DVD Reviews
In Throw Momma From The Train, Billy Crystal's creative writing teacher berates Danny De Vito because his short story had "only had two characters... one of which was dead on page two!" The Resident isn't as simple as that - Christopher Lee's spooky neighbour and Lee Pace's ex boyfriend pop in for a look - but it's mighty close.
Hilary Swank plays Juliet Devereau, an ER doctor looking for a new apartment. She can't believe her luck when Max (Morgan) offers her the spacious apartment in his parent's building at a knockdown price. The train makes the apartment rumble and Max is currently doing renovations so there will be plenty of noise but an undeterred Swank signs up and is only too happy to engage in some light flirtation with her landlord. However, she begins to suspect that she is being watched and that there is another person wandering about her apartment while she sleeps...
There's an exciting twist in The Resident: not that the twist itself is exciting but because it happens so early, roughly twenty or so minutes in, it leaves the possibility open that this will twist and twist again. Sadly, it doesn't - The Resident is a one-trick pony, which is a shame because it was shaping up to be quite the tense thriller.
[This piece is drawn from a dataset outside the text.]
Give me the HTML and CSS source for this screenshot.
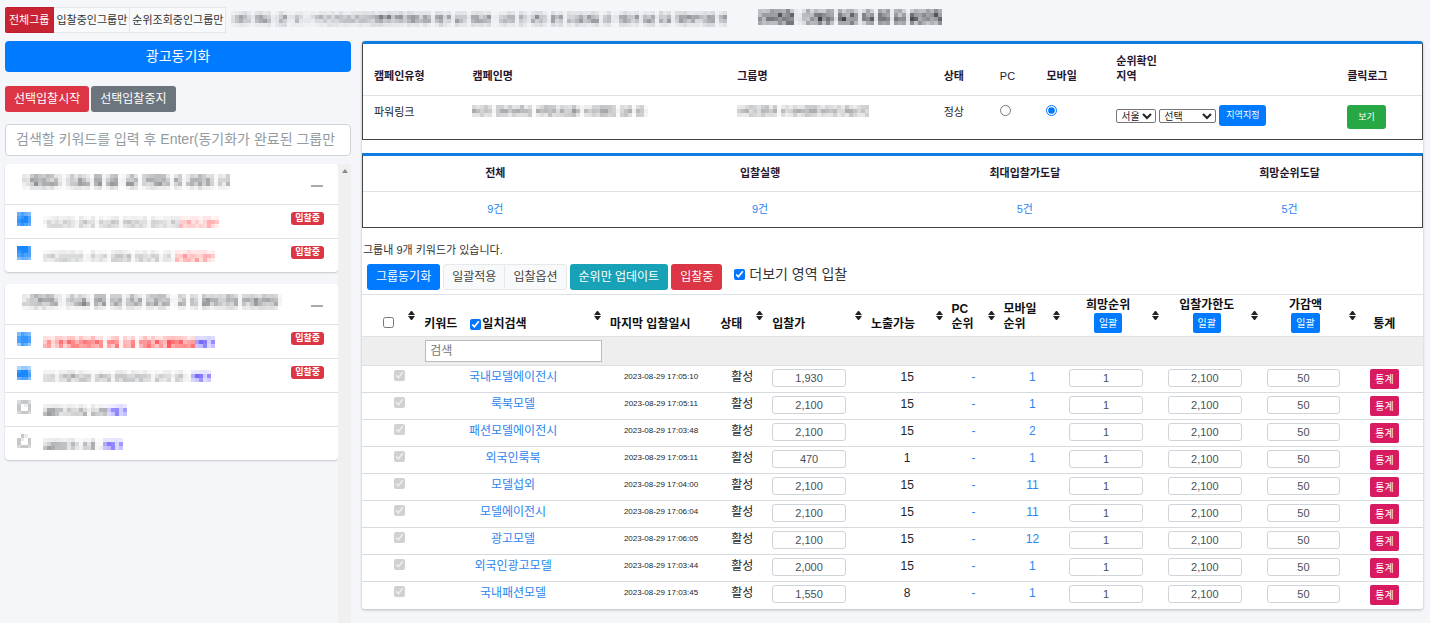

Director Antti Jokinen, who also wrote the script, hopes the increasingly jittery back-and-forth between his two leads will lead to edge-of-your-seat anxiety but the characterisations are overcooked.
The person watching Swank as she bathes and sleeps takes it too far: the ecstasy of sharing her electric toothbrush, the bliss of lying in her bed or the eroticism of using her bathtub stops being creepy and becomes unintentionally funny, which ruins the mood Jokinen relies on to make his movie work. Jokinen also fails to give the audience a sense of the maze-like passage structure that exists behind the walls that would allow an intruder the freedom to move throughout the building undetected. The fact that there are only four characters (excluding Swank's hospital colleague who has about two scenes) don't help things. Lee Pace and Christopher Lee barely feature and their roles are severely underwritten.
It's a pity because there's a good movie somewhere in here, but it's lost between doing too little and then doing too much.